The problem:
Lines holding the string "that" are the ones to copy from this listing.

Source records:

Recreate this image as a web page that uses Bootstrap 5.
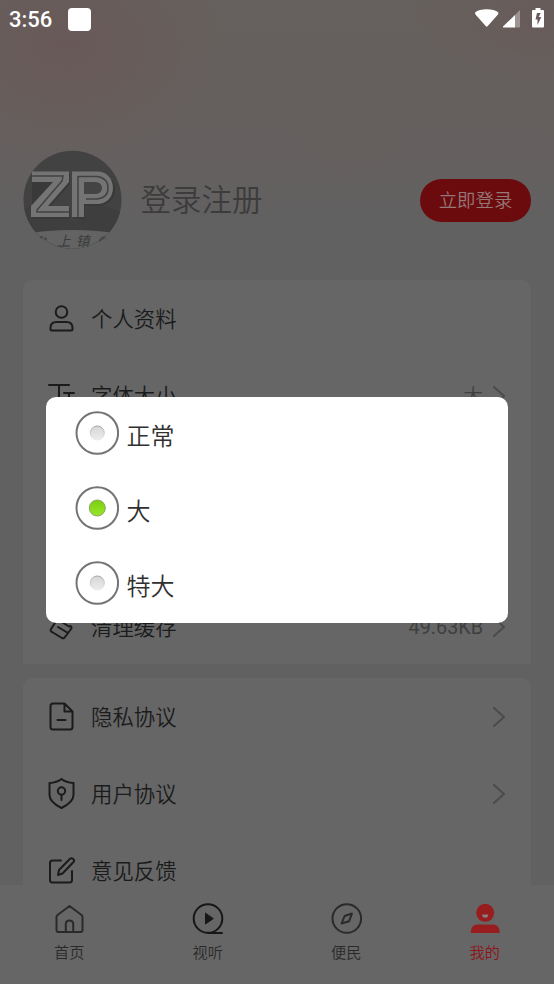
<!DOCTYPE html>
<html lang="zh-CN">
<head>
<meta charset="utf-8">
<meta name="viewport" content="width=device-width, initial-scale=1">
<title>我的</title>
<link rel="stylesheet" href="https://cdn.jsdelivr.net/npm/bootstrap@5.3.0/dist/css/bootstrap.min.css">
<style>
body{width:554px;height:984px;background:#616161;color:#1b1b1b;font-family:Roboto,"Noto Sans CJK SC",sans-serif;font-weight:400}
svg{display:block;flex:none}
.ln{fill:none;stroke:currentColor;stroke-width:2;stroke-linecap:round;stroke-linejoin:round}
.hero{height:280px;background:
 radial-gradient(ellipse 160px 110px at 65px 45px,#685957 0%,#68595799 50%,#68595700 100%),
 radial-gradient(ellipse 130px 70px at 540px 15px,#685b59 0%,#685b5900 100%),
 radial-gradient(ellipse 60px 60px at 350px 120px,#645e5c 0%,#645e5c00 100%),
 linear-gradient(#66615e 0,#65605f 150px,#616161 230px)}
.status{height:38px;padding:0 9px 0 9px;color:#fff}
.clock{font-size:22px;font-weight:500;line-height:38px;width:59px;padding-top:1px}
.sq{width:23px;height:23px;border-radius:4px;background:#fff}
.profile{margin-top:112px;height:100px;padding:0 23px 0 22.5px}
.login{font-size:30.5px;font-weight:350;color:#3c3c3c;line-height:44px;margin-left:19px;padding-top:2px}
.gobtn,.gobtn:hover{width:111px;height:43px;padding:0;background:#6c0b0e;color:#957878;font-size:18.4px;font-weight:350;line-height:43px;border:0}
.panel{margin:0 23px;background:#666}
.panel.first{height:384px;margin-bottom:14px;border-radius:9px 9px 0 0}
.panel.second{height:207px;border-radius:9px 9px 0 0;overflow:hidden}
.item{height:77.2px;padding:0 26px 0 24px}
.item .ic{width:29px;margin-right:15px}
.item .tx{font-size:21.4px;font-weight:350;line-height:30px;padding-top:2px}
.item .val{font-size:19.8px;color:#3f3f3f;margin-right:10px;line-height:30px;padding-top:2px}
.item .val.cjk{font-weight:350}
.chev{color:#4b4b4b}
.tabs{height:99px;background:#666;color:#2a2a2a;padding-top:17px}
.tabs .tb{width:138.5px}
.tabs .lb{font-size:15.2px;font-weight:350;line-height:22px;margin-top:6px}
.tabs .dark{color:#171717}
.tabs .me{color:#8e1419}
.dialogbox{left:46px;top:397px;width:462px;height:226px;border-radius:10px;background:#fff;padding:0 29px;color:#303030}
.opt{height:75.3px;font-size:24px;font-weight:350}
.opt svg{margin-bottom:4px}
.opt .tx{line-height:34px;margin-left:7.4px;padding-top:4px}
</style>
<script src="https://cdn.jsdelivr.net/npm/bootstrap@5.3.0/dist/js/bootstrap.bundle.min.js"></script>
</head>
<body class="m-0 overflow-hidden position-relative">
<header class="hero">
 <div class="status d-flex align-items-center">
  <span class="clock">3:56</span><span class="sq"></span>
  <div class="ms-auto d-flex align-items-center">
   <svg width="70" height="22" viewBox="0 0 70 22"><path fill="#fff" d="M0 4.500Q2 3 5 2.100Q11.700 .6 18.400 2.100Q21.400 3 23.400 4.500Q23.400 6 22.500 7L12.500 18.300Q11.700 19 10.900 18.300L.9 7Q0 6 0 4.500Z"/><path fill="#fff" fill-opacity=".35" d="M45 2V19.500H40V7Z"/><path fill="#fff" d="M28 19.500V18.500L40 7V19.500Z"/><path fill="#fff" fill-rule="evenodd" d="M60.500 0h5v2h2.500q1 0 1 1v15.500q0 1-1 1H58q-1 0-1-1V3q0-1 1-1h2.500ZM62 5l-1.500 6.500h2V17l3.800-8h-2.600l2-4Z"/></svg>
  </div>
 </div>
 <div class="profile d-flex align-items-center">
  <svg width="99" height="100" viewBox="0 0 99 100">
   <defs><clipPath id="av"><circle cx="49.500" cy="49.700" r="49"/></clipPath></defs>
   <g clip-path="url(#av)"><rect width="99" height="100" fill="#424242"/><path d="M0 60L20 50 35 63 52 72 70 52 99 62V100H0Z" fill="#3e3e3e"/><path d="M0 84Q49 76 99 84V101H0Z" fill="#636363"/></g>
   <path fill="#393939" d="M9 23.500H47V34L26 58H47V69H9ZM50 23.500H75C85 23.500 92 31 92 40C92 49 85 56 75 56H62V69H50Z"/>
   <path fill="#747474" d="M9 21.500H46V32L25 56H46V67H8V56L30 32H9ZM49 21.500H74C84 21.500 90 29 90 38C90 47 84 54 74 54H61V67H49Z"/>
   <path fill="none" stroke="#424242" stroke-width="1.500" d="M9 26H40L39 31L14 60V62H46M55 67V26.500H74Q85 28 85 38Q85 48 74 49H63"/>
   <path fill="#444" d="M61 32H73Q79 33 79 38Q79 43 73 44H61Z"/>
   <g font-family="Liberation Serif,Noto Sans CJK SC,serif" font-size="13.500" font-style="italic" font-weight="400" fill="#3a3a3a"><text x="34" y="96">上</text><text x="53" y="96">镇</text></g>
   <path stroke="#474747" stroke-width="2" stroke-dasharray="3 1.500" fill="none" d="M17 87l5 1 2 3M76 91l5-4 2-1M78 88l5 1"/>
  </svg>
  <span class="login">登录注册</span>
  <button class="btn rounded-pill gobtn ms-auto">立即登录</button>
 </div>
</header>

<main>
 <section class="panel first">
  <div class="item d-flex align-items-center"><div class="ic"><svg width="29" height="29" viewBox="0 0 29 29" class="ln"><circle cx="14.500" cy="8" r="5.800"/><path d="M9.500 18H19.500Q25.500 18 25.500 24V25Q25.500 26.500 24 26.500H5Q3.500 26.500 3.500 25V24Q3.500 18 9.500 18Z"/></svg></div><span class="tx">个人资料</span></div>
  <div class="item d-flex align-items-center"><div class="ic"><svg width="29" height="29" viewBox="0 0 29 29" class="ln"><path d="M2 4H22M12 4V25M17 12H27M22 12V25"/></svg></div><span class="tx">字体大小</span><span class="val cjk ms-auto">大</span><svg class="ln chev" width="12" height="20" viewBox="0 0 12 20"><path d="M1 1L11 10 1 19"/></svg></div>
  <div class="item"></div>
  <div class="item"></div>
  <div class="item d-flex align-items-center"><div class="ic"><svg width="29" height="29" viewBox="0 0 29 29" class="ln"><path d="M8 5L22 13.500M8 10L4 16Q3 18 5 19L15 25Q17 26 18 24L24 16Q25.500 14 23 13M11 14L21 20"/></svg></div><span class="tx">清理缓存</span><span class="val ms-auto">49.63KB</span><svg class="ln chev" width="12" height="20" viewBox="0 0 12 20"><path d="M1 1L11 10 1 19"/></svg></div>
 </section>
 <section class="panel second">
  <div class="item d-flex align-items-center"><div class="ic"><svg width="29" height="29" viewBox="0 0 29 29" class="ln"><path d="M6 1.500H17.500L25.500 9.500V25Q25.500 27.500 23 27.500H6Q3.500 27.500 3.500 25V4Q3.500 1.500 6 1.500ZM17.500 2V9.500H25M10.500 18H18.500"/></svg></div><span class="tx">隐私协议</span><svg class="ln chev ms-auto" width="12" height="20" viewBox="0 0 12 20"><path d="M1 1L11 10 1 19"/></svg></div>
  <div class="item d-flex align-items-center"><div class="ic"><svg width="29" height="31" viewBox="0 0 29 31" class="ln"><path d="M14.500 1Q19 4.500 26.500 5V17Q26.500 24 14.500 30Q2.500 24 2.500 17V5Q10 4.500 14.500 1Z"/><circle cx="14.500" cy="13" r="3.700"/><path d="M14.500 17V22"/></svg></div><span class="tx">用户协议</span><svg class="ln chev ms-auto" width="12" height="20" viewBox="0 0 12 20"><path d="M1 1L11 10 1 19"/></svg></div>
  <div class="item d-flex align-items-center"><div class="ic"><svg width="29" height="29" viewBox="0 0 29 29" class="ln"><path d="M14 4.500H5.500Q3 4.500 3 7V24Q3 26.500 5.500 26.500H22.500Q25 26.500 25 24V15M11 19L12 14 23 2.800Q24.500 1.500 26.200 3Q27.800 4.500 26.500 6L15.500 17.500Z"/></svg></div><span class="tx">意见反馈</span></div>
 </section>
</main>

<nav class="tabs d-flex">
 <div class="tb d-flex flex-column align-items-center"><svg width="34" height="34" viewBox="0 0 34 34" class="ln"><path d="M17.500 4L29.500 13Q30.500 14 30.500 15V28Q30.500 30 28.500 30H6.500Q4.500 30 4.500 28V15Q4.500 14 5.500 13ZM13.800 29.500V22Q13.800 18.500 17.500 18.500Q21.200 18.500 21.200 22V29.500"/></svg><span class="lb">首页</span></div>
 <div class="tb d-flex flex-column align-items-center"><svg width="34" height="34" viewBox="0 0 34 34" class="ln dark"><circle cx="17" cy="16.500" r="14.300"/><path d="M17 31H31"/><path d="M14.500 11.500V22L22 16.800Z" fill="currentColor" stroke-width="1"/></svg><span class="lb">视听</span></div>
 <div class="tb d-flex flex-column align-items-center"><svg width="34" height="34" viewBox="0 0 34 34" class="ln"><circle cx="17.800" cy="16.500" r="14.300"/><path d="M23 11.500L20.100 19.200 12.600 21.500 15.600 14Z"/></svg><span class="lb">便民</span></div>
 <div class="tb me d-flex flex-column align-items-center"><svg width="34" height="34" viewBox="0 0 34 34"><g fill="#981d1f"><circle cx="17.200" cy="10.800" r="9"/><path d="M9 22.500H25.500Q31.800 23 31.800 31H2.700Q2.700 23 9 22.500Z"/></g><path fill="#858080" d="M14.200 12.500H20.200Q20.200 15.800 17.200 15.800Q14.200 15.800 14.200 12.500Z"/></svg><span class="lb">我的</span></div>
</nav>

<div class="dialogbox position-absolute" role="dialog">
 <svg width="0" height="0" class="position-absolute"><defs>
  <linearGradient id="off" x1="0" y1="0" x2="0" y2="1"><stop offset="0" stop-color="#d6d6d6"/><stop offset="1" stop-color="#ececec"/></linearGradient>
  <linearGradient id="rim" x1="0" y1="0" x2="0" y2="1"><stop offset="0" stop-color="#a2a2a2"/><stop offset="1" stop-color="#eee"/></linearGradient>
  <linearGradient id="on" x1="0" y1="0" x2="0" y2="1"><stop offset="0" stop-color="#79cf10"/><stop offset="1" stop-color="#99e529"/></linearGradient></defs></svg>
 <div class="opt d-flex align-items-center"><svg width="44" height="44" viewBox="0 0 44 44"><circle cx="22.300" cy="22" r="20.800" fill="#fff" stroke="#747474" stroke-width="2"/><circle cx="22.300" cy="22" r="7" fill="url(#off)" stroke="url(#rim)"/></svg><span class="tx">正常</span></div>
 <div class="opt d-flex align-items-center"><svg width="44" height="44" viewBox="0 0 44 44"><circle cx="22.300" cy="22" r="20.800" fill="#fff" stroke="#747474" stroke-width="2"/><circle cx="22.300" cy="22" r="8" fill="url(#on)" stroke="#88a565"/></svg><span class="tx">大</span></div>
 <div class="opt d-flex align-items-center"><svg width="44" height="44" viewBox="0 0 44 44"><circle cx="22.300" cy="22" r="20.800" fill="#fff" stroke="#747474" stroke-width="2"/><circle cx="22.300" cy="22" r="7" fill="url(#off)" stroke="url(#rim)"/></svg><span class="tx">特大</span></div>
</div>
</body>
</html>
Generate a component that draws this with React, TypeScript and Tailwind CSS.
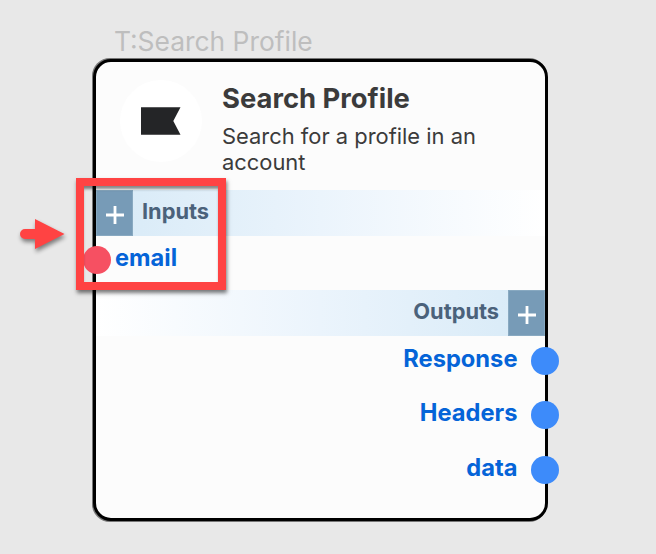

Completed task:
Recreate this image as a web page that uses Bootstrap 5.
Generate a component that draws this with React, TypeScript and Tailwind CSS.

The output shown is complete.